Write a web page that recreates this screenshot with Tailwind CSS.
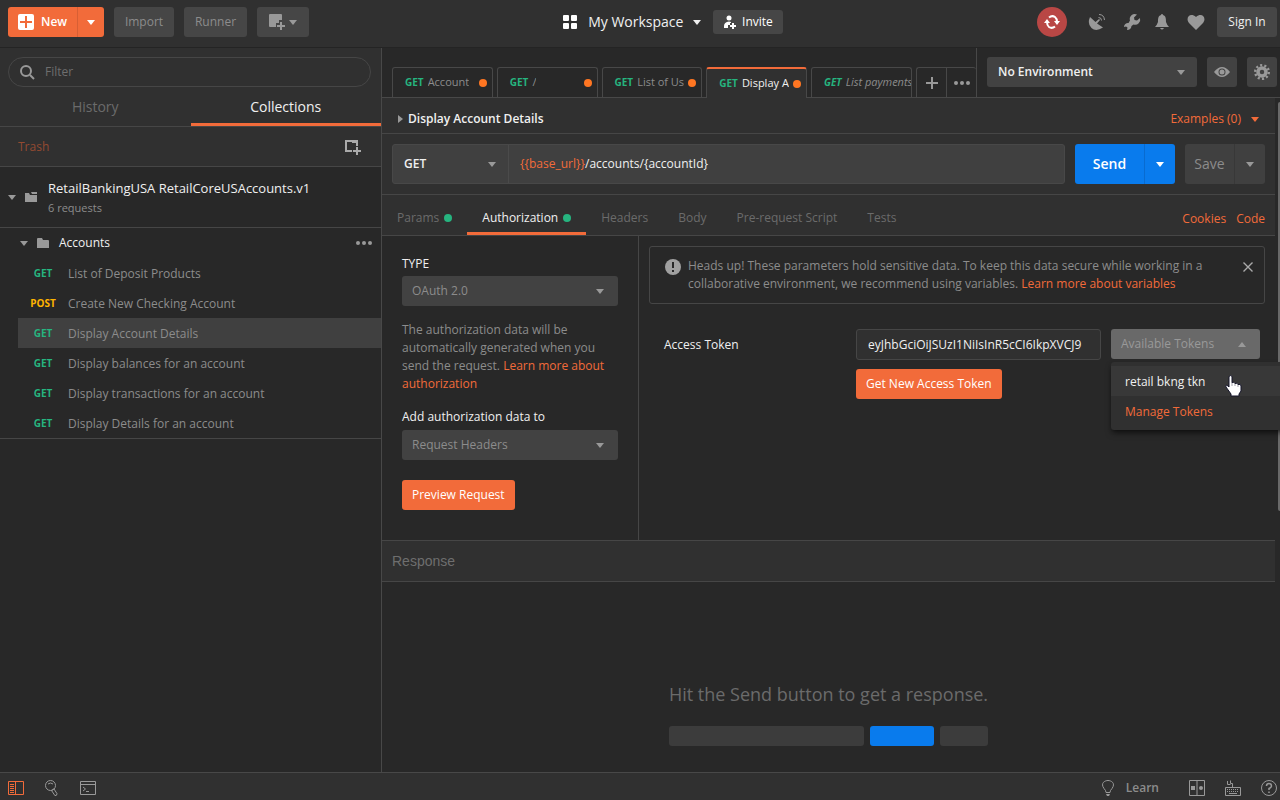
<!DOCTYPE html>
<html lang="en">

<head>
    <meta charset="UTF-8" />
    <meta name="viewport" content="width=device-width, initial-scale=1.0" />
    <title>Postman</title>
    <script src="https://cdn.jsdelivr.net/npm/@tailwindcss/browser@4"></script>
</head>

<body class="h-screen flex flex-col overflow-hidden bg-[#282828] font-['Open_Sans',sans-serif] text-xs text-[#8c8c8c]">

    <!-- Shared icons -->
    <svg class="hidden">
        <symbol id="down" viewBox="0 0 8 5"><path fill="currentColor" d="M0 0h8L4 5z" /></symbol>
        <symbol id="dots" viewBox="0 0 16 4">
            <g fill="currentColor"><circle cx="2" cy="2" r="2" /><circle cx="8" cy="2" r="2" /><circle cx="14" cy="2" r="2" /></g>
        </symbol>
    </svg>

    <!-- Header -->
    <header class="h-12 shrink-0 flex items-center bg-[#303030] border-b border-[#242424] pb-[3px] font-medium">
        <div class="w-[44%] flex items-center gap-[10px] pl-2">
            <div class="flex h-[30px] rounded-[3px] overflow-hidden bg-[#f26b3a] text-white">
                <button class="w-[69px] flex items-center gap-[7px] pl-[10px] font-semibold">
                    <svg class="size-4" viewBox="0 0 16 16"><rect width="16" height="16" rx="2" fill="#fff" /><path d="M8 2v12M2 8h12" stroke="#f26b3a" stroke-width="2" /></svg>
                    New
                </button>
                <button aria-label="New options" class="w-[27px] border-l border-[#d75f34] flex items-center justify-center"><svg class="w-2 h-[5px]"><use href="#down" /></svg></button>
            </div>
            <button class="h-[30px] w-[60px] rounded-[3px] bg-[#464646]">Import</button>
            <button class="h-[30px] w-[63px] rounded-[3px] bg-[#464646]">Runner</button>
            <button aria-label="New window" class="h-[30px] w-[52px] rounded-[3px] bg-[#464646] text-[#999] flex items-center justify-center gap-1">
                <svg class="size-4" viewBox="0 0 16 16" fill="currentColor"><path d="M1 0h11a1 1 0 0 1 1 1v5h-3v3H7v4H1a1 1 0 0 1-1-1V1a1 1 0 0 1 1-1z" /><path d="M11 8h2v3h3v2h-3v3h-2v-3H8v-2h3z" /></svg>
                <svg class="w-2 h-[5px]"><use href="#down" /></svg>
            </button>
        </div>
        <div class="flex items-center">
            <button class="flex items-center text-[14px] font-normal text-[#f0f0f0]">
                <svg class="size-[14px] mr-[11px]" viewBox="0 0 14 14" fill="#fff"><rect width="6" height="6" rx="1" /><rect x="8" width="6" height="6" rx="1" /><rect y="8" width="6" height="6" rx="1" /><rect x="8" y="8" width="6" height="6" rx="1" /></svg>
                My Workspace
                <svg class="w-2 h-[5px] ml-[10px]"><use href="#down" /></svg>
            </button>
            <button class="ml-3 h-6 w-[70px] rounded-[3px] bg-[#464646] text-white flex items-center justify-center gap-[6px]">
                <svg class="w-3 h-[14px]" viewBox="0 0 12 14" fill="#fff"><circle cx="5" cy="3" r="2.500" /><path d="M0 13v-2q0-4 5-4.500L7 7v1H6v2H4v3z" /><path d="M8 8h2v2h2v2h-2v2H8v-2H6v-2h2z" /></svg>
                Invite
            </button>
        </div>
        <div class="ml-auto pr-[3px] flex items-center text-[#999]">
            <button aria-label="Sync" class="size-[30px] rounded-full bg-[#b94745] text-white flex items-center justify-center">
                <svg class="size-4" viewBox="0 0 16 16" fill="none" stroke="currentColor" stroke-width="2"><path d="M5 3.500Q8 1 11 3q2 1.500 2 5M11 12.500Q8 15 5 13q-2-1.500-2-5" /><path d="M10 7h6l-3 4zM0 9h6L3 5z" fill="currentColor" stroke="none" /></svg>
            </button>
            <button aria-label="Capture" class="ml-[21px]"><svg class="size-[18px]" viewBox="0 0 18 18"><path fill="currentColor" d="M2 4l5.500 5L11 6l1 1-3 3.500 6 4Q8 19 3.500 15T2 4z" /><path fill="none" stroke="currentColor" d="M10.500 4.500q3 0 3 3M11 1.500q5 0 5.500 5.500" /></svg></button>
            <button aria-label="Settings" class="ml-[17px]"><svg class="size-[18px]" viewBox="0 0 18 18"><path fill="currentColor" d="M14 1.500a5 5 0 0 0-7 6L5.500 10A4 4 0 0 0 1 14l2-.500 1.500 1L4 17q4 0 4.500-4l2-1.500a5.200 5.200 0 0 0 6.500-6.500l-3 2.500-2.500-.500-.500-2.500z" /></svg></button>
            <button aria-label="Notifications" class="ml-[14px]"><svg class="w-[14px] h-[18px]" viewBox="0 0 14 18"><path fill="currentColor" d="M7 1q1 0 1 1c3 1 3 4 3 7q1 3 3 5H0q2-2 3-5c0-3 0-6 3-7q0-1 1-1zM5 15h4q-2 3-4 0z" /></svg></button>
            <button aria-label="Favourites" class="ml-[18px]"><svg class="w-[18px] h-4" viewBox="0 0 18 16"><path fill="currentColor" d="M9 16L2 9C-2 4 3-2 9 3c6-5 11 1 7 6z" /></svg></button>
            <button class="ml-3 h-[30px] w-[60px] rounded-[3px] bg-[#464646] text-[#f0f0f0]">Sign In</button>
        </div>
    </header>

    <main class="flex-1 min-h-0 flex">

        <!-- Sidebar -->
        <aside class="w-[382px] shrink-0 border-r border-[#484848]">
            <div class="bg-[#303030]">
                <div class="pt-[9px] pl-2 pr-[10px]">
                    <label class="h-[30px] flex items-center gap-[10px] pl-[11px] border border-[#464646] rounded-full">
                        <svg class="size-[15px]" viewBox="0 0 15 15" fill="none" stroke="#999" stroke-width="2"><circle cx="6" cy="6" r="5" /><path d="M10 10l4 4" /></svg>
                        <input type="text" placeholder="Filter" aria-label="Filter" class="bg-transparent outline-none flex-1 placeholder:text-[#6e6e6e]" />
                    </label>
                </div>
                <div class="flex h-10 border-b border-[#464646] text-[14px]">
                    <button class="flex-1 pt-[2px] text-[#6b6b6b]">History</button>
                    <button class="flex-1 pt-[5px] border-b-[3px] border-[#f26b3a] text-[#f0f0f0]">Collections</button>
                </div>
                <div class="flex items-center justify-between h-10 border-b border-[#464646] pl-[18px] pr-5">
                    <a href="#" class="text-[#944a30]">Trash</a>
                    <button aria-label="New collection"><svg class="size-4" viewBox="0 0 16 16" fill="none" stroke="#aaa" stroke-width="2"><path d="M7 12H1V2h11v5M12 8v8M8 12h8" /><path d="M7 3.500h4" stroke-width="1" /></svg></button>
                </div>
            </div>

            <div class="flex items-center h-[61px] border-b border-[#464646] pl-2">
                <svg class="w-2 h-[5px] text-[#999]"><use href="#down" /></svg>
                <svg class="w-3 h-[10px] ml-[9px]" viewBox="0 0 12 10" fill="#999"><path d="M0 1h4l1 2h7v7H0z" /><path d="M6 0h6v2H7z" /></svg>
                <div class="ml-[11px] pt-[2px] leading-5">
                    <h2 class="text-[#f0f0f0] text-[13px]">RetailBankingUSA RetailCoreUSAccounts.v1</h2>
                    <p class="text-[11px]">6 requests</p>
                </div>
            </div>

            <div class="border-b border-[#464646]">
                <div class="flex items-center h-[30px] pl-5 pr-[9px]">
                    <svg class="w-2 h-[5px] text-[#999]"><use href="#down" /></svg>
                    <svg class="w-3 h-[10px] ml-[9px]" viewBox="0 0 12 10" fill="#999"><path d="M0 1q0-1 1-1h4l1 2h5q1 0 1 1v7H0z" /></svg>
                    <span class="ml-[10px] text-[#f0f0f0]">Accounts</span>
                    <button aria-label="More actions" class="ml-auto text-[#999]"><svg class="w-4 h-1"><use href="#dots" /></svg></button>
                </div>
                <ul class="pl-[18px]">
                    <li class="flex items-center h-[30px] pt-px"><b class="w-[50px] text-center text-[10px] text-[#26b47f]">GET</b>List of Deposit Products</li>
                    <li class="flex items-center h-[30px] pt-px"><b class="w-[50px] text-center text-[10px] text-[#ffb400]">POST</b>Create New Checking Account</li>
                    <li class="flex items-center h-[30px] pt-px bg-[#404040]"><b class="w-[50px] text-center text-[10px] text-[#26b47f]">GET</b>Display Account Details</li>
                    <li class="flex items-center h-[30px] pt-px"><b class="w-[50px] text-center text-[10px] text-[#26b47f]">GET</b>Display balances for an account</li>
                    <li class="flex items-center h-[30px] pt-px"><b class="w-[50px] text-center text-[10px] text-[#26b47f]">GET</b>Display transactions for an account</li>
                    <li class="flex items-center h-[30px] pt-px"><b class="w-[50px] text-center text-[10px] text-[#26b47f]">GET</b>Display Details for an account</li>
                </ul>
            </div>
        </aside>

        <section class="flex-1 min-w-0 flex flex-col">

            <!-- Request tabs and environment -->
            <div class="flex h-[50px] shrink-0">
                <div class="flex-1 min-w-0 flex items-end gap-1 pl-[10px] border-b border-[#484848] text-[11px]">
                    <button class="w-[101px] h-[30px] flex items-center gap-1 px-3 pr-[5px] border border-b-0 border-[#484848] rounded-t-[3px]"><b class="text-[10px] text-[#26b47f]">GET</b><span class="truncate">Account</span><i class="size-2 shrink-0 rounded-full bg-[#ff7622] ml-auto"></i></button>
                    <button class="w-[101px] h-[30px] flex items-center gap-1 px-3 pr-[5px] border border-b-0 border-[#484848] rounded-t-[3px]"><b class="text-[10px] text-[#26b47f]">GET</b><span class="truncate">/</span><i class="size-2 shrink-0 rounded-full bg-[#ff7622] ml-auto"></i></button>
                    <button class="w-[101px] h-[30px] flex items-center gap-1 px-3 pr-[5px] border border-b-0 border-[#484848] rounded-t-[3px]"><b class="text-[10px] text-[#26b47f]">GET</b><span class="truncate">List of Us</span><i class="size-2 shrink-0 rounded-full bg-[#ff7622] ml-auto"></i></button>
                    <button class="w-[101px] h-[31px] -mb-px flex items-center gap-1 px-3 pr-[5px] border border-b-0 border-t-2 border-[#484848] border-t-[#f26b3a] rounded-t-[3px] bg-[#303030] text-[#f0f0f0]"><b class="text-[10px] text-[#26b47f]">GET</b><span class="truncate">Display A</span><i class="size-2 shrink-0 rounded-full bg-[#ff7622] ml-auto"></i></button>
                    <button class="w-[101px] h-[30px] flex items-center gap-1 pl-3 border border-b-0 border-[#484848] rounded-t-[3px] italic"><b class="text-[10px] text-[#26b47f]">GET</b><span class="overflow-hidden whitespace-nowrap">List payments</span></button>
                    <div class="flex h-[30px] border border-b-0 border-r-0 border-[#484848] rounded-t-[3px]">
                        <button aria-label="New tab" class="w-[29px] flex items-center justify-center"><svg class="size-3" viewBox="0 0 12 12" stroke="#999" stroke-width="2"><path d="M6 0v12M0 6h12" /></svg></button>
                        <button aria-label="Tab options" class="w-[30px] border-l border-[#484848] flex items-center justify-center text-[#999]"><svg class="w-4 h-1"><use href="#dots" /></svg></button>
                    </div>
                </div>
                <div class="flex items-start gap-[10px] pt-[9px] pl-[10px] pr-[3px] border-l border-b border-[#484848]">
                    <div class="relative flex items-center">
                        <select aria-label="Environment" class="appearance-none outline-none h-[30px] w-[210px] rounded-[3px] bg-[#424242] pl-[11px] font-semibold text-[#f0f0f0]"><option>No Environment</option></select>
                        <svg class="absolute right-3 w-2 h-[5px] text-[#999]"><use href="#down" /></svg>
                    </div>
                    <button aria-label="Environment quick look" class="size-[30px] rounded-[3px] bg-[#424242] flex items-center justify-center"><svg class="w-4 h-[10px]" viewBox="0 0 16 10"><path fill="#999" fill-rule="evenodd" d="M0 5q8-10 16 0-8 10-16 0zM8 1.500a3.500 3.500 0 1 0 0 7 3.500 3.500 0 0 0 0-7z" /><circle cx="8" cy="5" r="2.500" fill="#999" /></svg></button>
                    <button aria-label="Manage environments" class="size-[30px] rounded-[3px] bg-[#424242] flex items-center justify-center"><svg class="size-4" viewBox="0 0 16 16" fill="none" stroke="#999"><circle cx="8" cy="8" r="4" stroke-width="3.500" /><circle cx="8" cy="8" r="6.800" stroke-width="2.400" stroke-dasharray="2.140 2.132" /></svg></button>
                </div>
            </div>

            <div class="flex-1 min-h-0 flex">
                <div class="flex-1 min-w-0 flex flex-col">

                    <div class="h-9 shrink-0 flex items-center bg-[#303030] border-b border-[#464646] px-4 pt-[7px]">
                        <svg class="w-[5px] h-2" viewBox="0 0 5 8" fill="#999"><path d="M0 0v8l5-4z" /></svg>
                        <h1 class="ml-[5px] font-semibold text-[#f0f0f0]">Display Account Details</h1>
                        <button class="ml-auto flex items-center gap-[10px] text-[#f26b3a]">Examples (0)<svg class="w-2 h-[5px]"><use href="#down" /></svg></button>
                    </div>

                    <!-- URL bar -->
                    <div class="h-[61px] shrink-0 flex items-center gap-[10px] px-[10px] bg-[#303030] border-b border-[#464646]">
                        <div class="flex-1 min-w-0 flex h-10 border border-[#484848] rounded-[3px] bg-[#404040]">
                            <div class="relative flex items-center border-r border-[#4b4b4b]">
                                <select aria-label="Method" class="appearance-none outline-none h-full w-[115px] pl-[11px] font-semibold text-[#f0f0f0]"><option>GET</option></select>
                                <svg class="absolute right-3 w-2 h-[5px] text-[#999]"><use href="#down" /></svg>
                            </div>
                            <div role="textbox" aria-label="Request URL" contenteditable="true" class="flex-1 flex items-center pl-[11px] outline-none text-[#f0f0f0]"><span class="text-[#f26b3a]">{{base_url}}</span>/accounts/{accountId}</div>
                        </div>
                        <div class="flex h-10 rounded-[3px] bg-[#097bed] text-white">
                            <button class="w-[69px] text-[14px] font-semibold">Send</button>
                            <button aria-label="Send options" class="w-[31px] border-l border-[#086bd0] flex items-center justify-center"><svg class="w-2 h-[5px]"><use href="#down" /></svg></button>
                        </div>
                        <div class="flex h-10 rounded-[3px] bg-[#404040]">
                            <button class="w-[49px] text-[14px] font-medium">Save</button>
                            <button aria-label="Save options" class="w-[31px] border-l border-[#383838] flex items-center justify-center text-[#999]"><svg class="w-2 h-[5px]"><use href="#down" /></svg></button>
                        </div>
                    </div>

                    <!-- Request sections -->
                    <div class="h-[41px] shrink-0 flex bg-[#303030] border-b border-[#464646] text-[#6b6b6b]">
                        <button class="flex items-center gap-[5px] pt-[6px] px-[15px]">Params<i class="size-2 rounded-full bg-[#26b47f]"></i></button>
                        <button class="flex items-center gap-[5px] pt-[9px] px-[15px] border-b-[3px] border-[#f26b3a] font-medium text-[#f0f0f0]">Authorization<i class="size-2 rounded-full bg-[#26b47f]"></i></button>
                        <button class="pt-[6px] px-[15px]">Headers</button>
                        <button class="pt-[6px] px-[15px]">Body</button>
                        <button class="pt-[6px] px-[15px]">Pre-request Script</button>
                        <button class="pt-[6px] px-[15px]">Tests</button>
                        <div class="ml-auto flex items-center gap-[10px] pt-[7px] pr-[10px] text-[#f26b3a]">
                            <a href="#">Cookies</a>
                            <a href="#">Code</a>
                        </div>
                    </div>

                    <!-- Authorization -->
                    <div class="h-[305px] shrink-0 flex border-b border-[#464646]">
                        <div class="w-[257px] shrink-0 border-r border-[#464646] px-5 pt-[19px] leading-[18px]">
                            <label for="type" class="block font-medium text-[#f0f0f0]">TYPE</label>
                            <div class="relative flex items-center mt-[3px]">
                                <select id="type" class="appearance-none outline-none h-[30px] w-full rounded-[3px] bg-[#424242] pl-[10px]"><option>OAuth 2.0</option></select>
                                <svg class="absolute right-[14px] w-2 h-[5px] text-[#999]"><use href="#down" /></svg>
                            </div>
                            <p class="mt-[15px]">The authorization data will be automatically generated when you send the request. <a href="#" class="text-[#f26b3a]">Learn more about authorization</a></p>
                            <label for="target" class="block mt-[15px] font-medium text-[#f0f0f0]">Add authorization data to</label>
                            <div class="relative flex items-center mt-1">
                                <select id="target" class="appearance-none outline-none h-[30px] w-full rounded-[3px] bg-[#424242] pl-[10px]"><option>Request Headers</option></select>
                                <svg class="absolute right-[14px] w-2 h-[5px] text-[#999]"><use href="#down" /></svg>
                            </div>
                            <button class="mt-5 h-[30px] px-[10px] rounded-[3px] bg-[#f26b3a] font-medium text-white">Preview Request</button>
                        </div>
                        <div class="flex-1 min-w-0 p-[10px]">
                            <div class="flex items-start h-[58px] border border-[#464646] rounded-[3px] pt-[10px] px-[15px] leading-[18px]">
                                <svg class="size-4 mt-[2px] shrink-0" viewBox="0 0 16 16"><circle cx="8" cy="8" r="8" fill="#a0a0a0" /><path d="M8 3v6M8 11v2" stroke="#282828" stroke-width="2" /></svg>
                                <p class="ml-[7px] w-[530px]">Heads up! These parameters hold sensitive data. To keep this data secure while working in a collaborative environment, we recommend using variables. <a href="#" class="text-[#f26b3a]">Learn more about variables</a></p>
                                <button aria-label="Close" class="ml-auto mt-[5px] -mr-[4px]"><svg class="size-[10px]" viewBox="0 0 10 10" stroke="#aaa" stroke-width="1.400"><path d="M.500.500l9 9M9.500.500l-9 9" /></svg></button>
                            </div>
                            <div class="flex items-start mt-[25px] pl-[15px]">
                                <label for="token" class="flex-1 leading-8 text-[#f0f0f0]">Access Token</label>
                                <div class="w-[245px]">
                                    <input id="token" type="text" value="eyJhbGciOiJSUzI1NiIsInR5cCI6IkpXVCJ9" class="block w-full h-[31px] border border-[#464646] rounded-[3px] bg-[#303030] px-[11px] pr-4 outline-none text-ellipsis text-[#f0f0f0]" />
                                    <button class="mt-[9px] h-[30px] px-[10px] rounded-[3px] bg-[#f26b3a] font-medium text-white">Get New Access Token</button>
                                </div>
                                <div class="relative ml-[10px] mr-[5px]">
                                    <button class="w-[149px] h-[30px] flex items-center justify-between pl-[10px] pr-[14px] rounded-[3px] bg-[#696969] text-[#999]">Available Tokens<svg class="w-2 h-[5px] rotate-180"><use href="#down" /></svg></button>
                                    <!-- Token menu -->
                                    <div class="absolute z-10 left-0 top-[33px] w-[180px] py-1 rounded-[3px] bg-[#303030] shadow-md shadow-black/50">
                                        <button class="block w-full h-[30px] pt-[2px] pl-[14px] text-left bg-[#383838] text-[#f0f0f0]">retail bkng tkn</button>
                                        <button class="block w-full h-[30px] pt-[2px] pl-[14px] text-left text-[#f26b3a]">Manage Tokens</button>
                                        <svg class="absolute left-[114px] top-[13px] w-[17px] h-[22px]" viewBox="0 0 17 22"><path fill="#fff" stroke="#15152a" d="M4 1.500q2-2 3 0v6q2-1 3 1 2-1 3 1 3-1 3 1.500v5l-2 3v2H6v-2l-5-7q-1-3 2-1l1 1z" /><path stroke="#15152a" d="M7 7v4M10 8v3M13 9v3" stroke-opacity=".4" /></svg>
                                    </div>
                                </div>
                            </div>
                        </div>
                    </div>

                    <!-- Response -->
                    <div class="h-[41px] shrink-0 flex items-center bg-[#303030] border-b border-[#464646] pl-[10px] font-['Liberation_Sans',sans-serif] text-[14px] text-[#6e6e6e]">Response</div>
                    <div class="flex-1 min-h-0 flex flex-col items-center justify-end pb-[26px]">
                        <p class="text-[18px] leading-6 text-[#6b6b6b]">Hit the Send button to get a response.</p>
                        <div class="flex gap-[6px] mt-5">
                            <div class="w-[195px] h-5 rounded-[3px] bg-[#3c3c3c]"></div>
                            <div class="w-16 h-5 rounded-[3px] bg-[#097bed]"></div>
                            <div class="w-12 h-5 rounded-[3px] bg-[#3c3c3c]"></div>
                        </div>
                    </div>
                </div>

                <!-- Scrollbar -->
                <div class="w-[5px] shrink-0 pl-[3px] pt-1 bg-[#282828]">
                    <div class="h-[61%] rounded-l-full bg-[#696969]"></div>
                </div>
            </div>
        </section>
    </main>

    <!-- Status bar -->
    <footer class="h-7 shrink-0 flex items-center bg-[#303030] border-t border-[#484848] pl-2 pr-[3px] pt-[3px] text-[#999]">
        <button aria-label="Toggle sidebar"><svg class="w-4 h-[14px]" viewBox="0 0 16 14" fill="none" stroke="#f26b3a"><path d="M.500.500h15v13H.500zM7.500 0v14M2 3.500h4M2 5.500h4M2 7.500h4M2 9.500h4M2 11.500h4" /></svg></button>
        <button aria-label="Find" class="ml-[21px]"><svg class="w-[13px] h-4" viewBox="0 0 13 16" fill="none" stroke="currentColor"><circle cx="5.500" cy="5.500" r="5" /><path d="M3 4q2.500-2 5 0M6.500 10.500l1.500-1 .800-.800 3.200 5q0 2-2 2z" /></svg></button>
        <button aria-label="Console" class="ml-[22px]"><svg class="w-4 h-[14px]" viewBox="0 0 16 14" fill="none" stroke="currentColor"><path d="M.500.500h15v13H.500zM0 3.500h16M3 6l2.500 2L3 10M6 10.500h3" /></svg></button>
        <div class="ml-auto flex items-center">
            <button class="flex items-center gap-3 font-semibold text-[#8c8c8c]"><svg class="w-3 h-4" viewBox="0 0 12 16" fill="none" stroke="#999"><path d="M4 12.500q0-2-2-4C-2 3 3 .500 6 .500s8 2.500 4 8q-2 2-2 4z" /><path d="M4 14h4l-1 2H5z" fill="#999" stroke="none" /></svg>Learn</button>
            <button aria-label="Two pane view" class="ml-[30px]"><svg class="w-4 h-4" viewBox="0 0 16 16"><path fill="none" stroke="currentColor" d="M.500.500h15v15H.500zM8 0v16" /><path fill="currentColor" d="M2 6h4v4H2z" /><circle cx="12" cy="8" r="2" fill="currentColor" /></svg></button>
            <button aria-label="Keyboard shortcuts" class="ml-5"><svg class="w-4 h-4" viewBox="0 0 16 16" fill="none" stroke="currentColor"><path d="M.500 7.500h15v8H.500zM7.500 7V3.500h-2V.500M5.500 4.500h-3V1" /><path d="M2 9.500h12M2 11.500h12" stroke-dasharray="1 1" /><path d="M4 13.500h8" /></svg></button>
            <button aria-label="Help" class="ml-5"><svg class="w-4 h-4" viewBox="0 0 16 16" fill="none" stroke="currentColor"><circle cx="8" cy="8" r="7.500" /><path d="M5.500 6q0-2.500 2.500-2.500T10.500 6Q10.500 7.500 8 8.500V10M8 11.500V13" stroke-width="1.500" /></svg></button>
        </div>
    </footer>
</body>

</html>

→ WORK INSTRUCTIONS
From the material above, copy each line that includes the word "this".

→ THE RESPONSE
Write a web page that recreates this screenshot with Tailwind CSS.
                                <p class="ml-[7px] w-[530px]">Heads up! These parameters hold sensitive data. To keep this data secure while working in a collaborative environment, we recommend using variables. <a href="#" class="text-[#f26b3a]">Learn more about variables</a></p>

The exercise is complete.